**INFORMATION PROVIDED**
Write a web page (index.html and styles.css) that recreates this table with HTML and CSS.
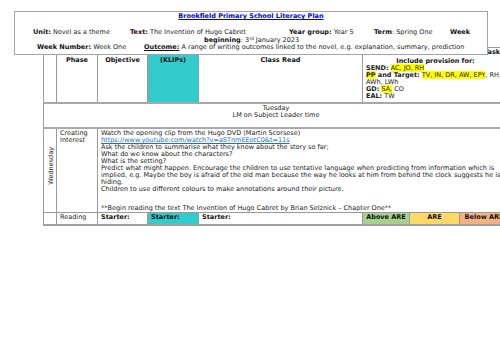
FILE: index.html
```html
<!DOCTYPE html>
<html>
<head>
<meta charset="utf-8">
<link rel="stylesheet" href="styles.css">
</head>
<body>
<div class="page">
  <table class="plan">
    <colgroup>
      <col class="c1"><col class="c2"><col class="c3"><col class="c4"><col class="c5"><col class="c6a"><col class="c6b"><col class="c6c">
    </colgroup>
    <tr class="r-head">
      <td></td>
      <td class="b ctr hd">Phase</td>
      <td class="b ctr hd">Objective</td>
      <td class="b ctr teal hd">(KLIPs)</td>
      <td class="b ctr hd">Class Read</td>
      <td colspan="3" class="prov">
        <div class="b nw task">Task</div>
        <div class="b ctr inc">Include provision for:</div>
        <div class="nw"><b>SEND:</b> <span class="hl">AC, JO, RH</span></div>
        <div class="nw"><b><span class="hl">PP</span> and Target:</b> <span class="hl">TV, IN, DR, AW, EPY</span>, RH,</div>
        <div class="nw">AWh, LWh</div>
        <div class="nw"><b>GD:</b> <span class="hl">SA,</span> CO</div>
        <div class="nw"><b>EAL:</b> TW</div>
      </td>
    </tr>
    <tr class="r-tue">
      <td colspan="8" class="ctr">Tuesday<br>LM on Subject Leader time</td>
    </tr>
    <tr class="r-wed">
      <td class="day"><span class="vert">Wednesday</span></td>
      <td>Creating<br>Interest</td>
      <td colspan="6" class="nw">
        Watch the opening clip from the Hugo DVD (Martin Scorsese)<br>
        <a class="yt" href="#">https://www.youtube.com/watch?v=aSTnmEEotC0&amp;t=11s</a><br>
        Ask the children to summarise what they know about the story so far;<br>
        What do we know about the characters?<br>
        What is the setting?<br>
        Predict what might happen. Encourage the children to use tentative language when predicting from information which is<br>
        implied, e.g. Maybe the boy is afraid of the old man because the way he looks at him from behind the clock suggests he is<br>
        hiding.<br>
        Children to use different colours to make annotations around their picture.
        <div class="begin">**Begin reading the text The Invention of Hugo Cabret by Brian Selznick – Chapter One**</div>
      </td>
    </tr>
    <tr class="r-read">
      <td></td>
      <td>Reading</td>
      <td class="b">Starter:</td>
      <td class="b teal">Starter:</td>
      <td class="b">Starter:</td>
      <td class="b ctr green">Above ARE</td>
      <td class="b ctr yellow">ARE</td>
      <td class="b ctr orange nw">Below ARE</td>
    </tr>
  </table>

  <div class="headbox">
    <div class="title"><a href="#">Brookfield Primary School Literacy Plan</a></div>
    <div class="hrow">
      <span class="f-unit"><b>Unit:</b> Novel as a theme</span>
      <span class="f-text"><b>Text:</b> The Invention of Hugo Cabret</span>
      <span class="f-year"><b>Year group:</b> Year 5</span>
      <span class="f-term"><b>Term</b>: Spring One</span>
      <span class="f-week"><b>Week</b></span>
    </div>
    <div class="hrow">
      <span class="f-begin"><b>beginning</b>: 3<sup>rd</sup> January 2023</span>
    </div>
    <div class="hrow">
      <span class="f-num"><b>Week Number:</b> Week One</span>
      <span><b class="ul">Outcome:</b> A range of writing outcomes linked to the novel, e.g. explanation, summary, prediction</span>
    </div>
  </div>
</div>
</body>
</html>
```

FILE: styles.css
```css
html, body {
  margin: 0;
  padding: 0;
  background: #ffffff;
}
body {
  width: 500px;
  height: 353px;
  overflow: hidden;
  font-family: "DejaVu Sans", Verdana, sans-serif;
  font-size: 6.5px;
  line-height: 7px;
  color: #222222;
}
.page {
  position: relative;
  width: 500px;
  height: 353px;
  padding-top: 47px;
  box-sizing: border-box;
}
.plan {
  margin-left: 43px;
  width: 465px;
  table-layout: fixed;
  border-collapse: collapse;
}
.c1 { width: 13px; }
.c2 { width: 41px; }
.c3 { width: 50px; }
.c4 { width: 51px; }
.c5 { width: 164px; }
.c6a { width: 47px; }
.c6b { width: 50px; }
.c6c { width: 49px; }
.plan td {
  border: 1px solid #9a9a9a;
  padding: 1px 3px 0 3px;
  vertical-align: top;
  overflow: hidden;
}
.plan tr.r-tue td,
.plan tr.r-wed td {
  border-top: 2px solid #a8a8a8;
}
.plan tr.r-read td {
  border-bottom: 2px solid #a0a0a0;
}
.r-head td { height: 53px; }
.plan .r-head td.hd { padding-top: 9px; height: 45px; }
.r-tue td { height: 22px; }
.r-wed td { height: 81px; }
.r-read td { height: 10px; }
.b { font-weight: bold; color: #111; }
.ctr { text-align: center; }
.nw { white-space: nowrap; }
.teal { background: #33cccc; }
.green { background: #a9d18e; }
.yellow { background: #ffd966; }
.orange { background: #f4b183; }
.hl { background: #ffff00; }
.task { padding-left: 118px; }
.inc { margin-top: 1.5px; }
.yt { color: #1f6fd0; text-decoration: underline; }
.begin { margin-top: 12px; }
.day {
  padding: 0;
}
.vert {
  display: block;
  width: 8px;
  margin: 17px auto 0 auto;
  writing-mode: vertical-rl;
  transform: rotate(180deg);
  line-height: 8px;
}
.headbox {
  position: absolute;
  left: 14px;
  top: 11px;
  width: 472px;
  height: 41px;
  border: 1px solid #a4a4a4;
  background: #ffffff;
  padding-top: 1px;
}
.title {
  text-align: center;
  font-weight: bold;
  line-height: 7px;
}
.title a { color: #0000ee; text-decoration: underline; }
.hrow {
  display: flex;
  line-height: 7.5px;
  white-space: nowrap;
}
.hrow b { color: #111; }
.title + .hrow { margin-top: 9px; }
.f-unit { margin-left: 18px; width: 97px; }
.f-text { width: 159px; }
.f-year { width: 85px; }
.f-term { width: 76px; }
.f-begin { margin-left: 189px; }
.f-num { margin-left: 22px; width: 107px; }
.ul { text-decoration: underline; }
sup { font-size: 4.5px; line-height: 0; vertical-align: 2px; }
```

**TASK PROMPT**
Leave the images out, please, and restate each line word for word.

**FINAL RESULT**
Write a web page (index.html and styles.css) that recreates this table with HTML and CSS.
FILE: index.html
```html
<!DOCTYPE html>
<html>
<head>
<meta charset="utf-8">
<link rel="stylesheet" href="styles.css">
</head>
<body>
<div class="page">
  <table class="plan">
    <colgroup>
      <col class="c1"><col class="c2"><col class="c3"><col class="c4"><col class="c5"><col class="c6a"><col class="c6b"><col class="c6c">
    </colgroup>
    <tr class="r-head">
      <td></td>
      <td class="b ctr hd">Phase</td>
      <td class="b ctr hd">Objective</td>
      <td class="b ctr teal hd">(KLIPs)</td>
      <td class="b ctr hd">Class Read</td>
      <td colspan="3" class="prov">
        <div class="b nw task">Task</div>
        <div class="b ctr inc">Include provision for:</div>
        <div class="nw"><b>SEND:</b> <span class="hl">AC, JO, RH</span></div>
        <div class="nw"><b><span class="hl">PP</span> and Target:</b> <span class="hl">TV, IN, DR, AW, EPY</span>, RH,</div>
        <div class="nw">AWh, LWh</div>
        <div class="nw"><b>GD:</b> <span class="hl">SA,</span> CO</div>
        <div class="nw"><b>EAL:</b> TW</div>
      </td>
    </tr>
    <tr class="r-tue">
      <td colspan="8" class="ctr">Tuesday<br>LM on Subject Leader time</td>
    </tr>
    <tr class="r-wed">
      <td class="day"><span class="vert">Wednesday</span></td>
      <td>Creating<br>Interest</td>
      <td colspan="6" class="nw">
        Watch the opening clip from the Hugo DVD (Martin Scorsese)<br>
        <a class="yt" href="#">https://www.youtube.com/watch?v=aSTnmEEotC0&amp;t=11s</a><br>
        Ask the children to summarise what they know about the story so far;<br>
        What do we know about the characters?<br>
        What is the setting?<br>
        Predict what might happen. Encourage the children to use tentative language when predicting from information which is<br>
        implied, e.g. Maybe the boy is afraid of the old man because the way he looks at him from behind the clock suggests he is<br>
        hiding.<br>
        Children to use different colours to make annotations around their picture.
        <div class="begin">**Begin reading the text The Invention of Hugo Cabret by Brian Selznick – Chapter One**</div>
      </td>
    </tr>
    <tr class="r-read">
      <td></td>
      <td>Reading</td>
      <td class="b">Starter:</td>
      <td class="b teal">Starter:</td>
      <td class="b">Starter:</td>
      <td class="b ctr green">Above ARE</td>
      <td class="b ctr yellow">ARE</td>
      <td class="b ctr orange nw">Below ARE</td>
    </tr>
  </table>

  <div class="headbox">
    <div class="title"><a href="#">Brookfield Primary School Literacy Plan</a></div>
    <div class="hrow">
      <span class="f-unit"><b>Unit:</b> Novel as a theme</span>
      <span class="f-text"><b>Text:</b> The Invention of Hugo Cabret</span>
      <span class="f-year"><b>Year group:</b> Year 5</span>
      <span class="f-term"><b>Term</b>: Spring One</span>
      <span class="f-week"><b>Week</b></span>
    </div>
    <div class="hrow">
      <span class="f-begin"><b>beginning</b>: 3<sup>rd</sup> January 2023</span>
    </div>
    <div class="hrow">
      <span class="f-num"><b>Week Number:</b> Week One</span>
      <span><b class="ul">Outcome:</b> A range of writing outcomes linked to the novel, e.g. explanation, summary, prediction</span>
    </div>
  </div>
</div>
</body>
</html>
```

FILE: styles.css
```css
html, body {
  margin: 0;
  padding: 0;
  background: #ffffff;
}
body {
  width: 500px;
  height: 353px;
  overflow: hidden;
  font-family: "DejaVu Sans", Verdana, sans-serif;
  font-size: 6.5px;
  line-height: 7px;
  color: #222222;
}
.page {
  position: relative;
  width: 500px;
  height: 353px;
  padding-top: 47px;
  box-sizing: border-box;
}
.plan {
  margin-left: 43px;
  width: 465px;
  table-layout: fixed;
  border-collapse: collapse;
}
.c1 { width: 13px; }
.c2 { width: 41px; }
.c3 { width: 50px; }
.c4 { width: 51px; }
.c5 { width: 164px; }
.c6a { width: 47px; }
.c6b { width: 50px; }
.c6c { width: 49px; }
.plan td {
  border: 1px solid #9a9a9a;
  padding: 1px 3px 0 3px;
  vertical-align: top;
  overflow: hidden;
}
.plan tr.r-tue td,
.plan tr.r-wed td {
  border-top: 2px solid #a8a8a8;
}
.plan tr.r-read td {
  border-bottom: 2px solid #a0a0a0;
}
.r-head td { height: 53px; }
.plan .r-head td.hd { padding-top: 9px; height: 45px; }
.r-tue td { height: 22px; }
.r-wed td { height: 81px; }
.r-read td { height: 10px; }
.b { font-weight: bold; color: #111; }
.ctr { text-align: center; }
.nw { white-space: nowrap; }
.teal { background: #33cccc; }
.green { background: #a9d18e; }
.yellow { background: #ffd966; }
.orange { background: #f4b183; }
.hl { background: #ffff00; }
.task { padding-left: 118px; }
.inc { margin-top: 1.5px; }
.yt { color: #1f6fd0; text-decoration: underline; }
.begin { margin-top: 12px; }
.day {
  padding: 0;
}
.vert {
  display: block;
  width: 8px;
  margin: 17px auto 0 auto;
  writing-mode: vertical-rl;
  transform: rotate(180deg);
  line-height: 8px;
}
.headbox {
  position: absolute;
  left: 14px;
  top: 11px;
  width: 472px;
  height: 41px;
  border: 1px solid #a4a4a4;
  background: #ffffff;
  padding-top: 1px;
}
.title {
  text-align: center;
  font-weight: bold;
  line-height: 7px;
}
.title a { color: #0000ee; text-decoration: underline; }
.hrow {
  display: flex;
  line-height: 7.5px;
  white-space: nowrap;
}
.hrow b { color: #111; }
.title + .hrow { margin-top: 9px; }
.f-unit { margin-left: 18px; width: 97px; }
.f-text { width: 159px; }
.f-year { width: 85px; }
.f-term { width: 76px; }
.f-begin { margin-left: 189px; }
.f-num { margin-left: 22px; width: 107px; }
.ul { text-decoration: underline; }
sup { font-size: 4.5px; line-height: 0; vertical-align: 2px; }
```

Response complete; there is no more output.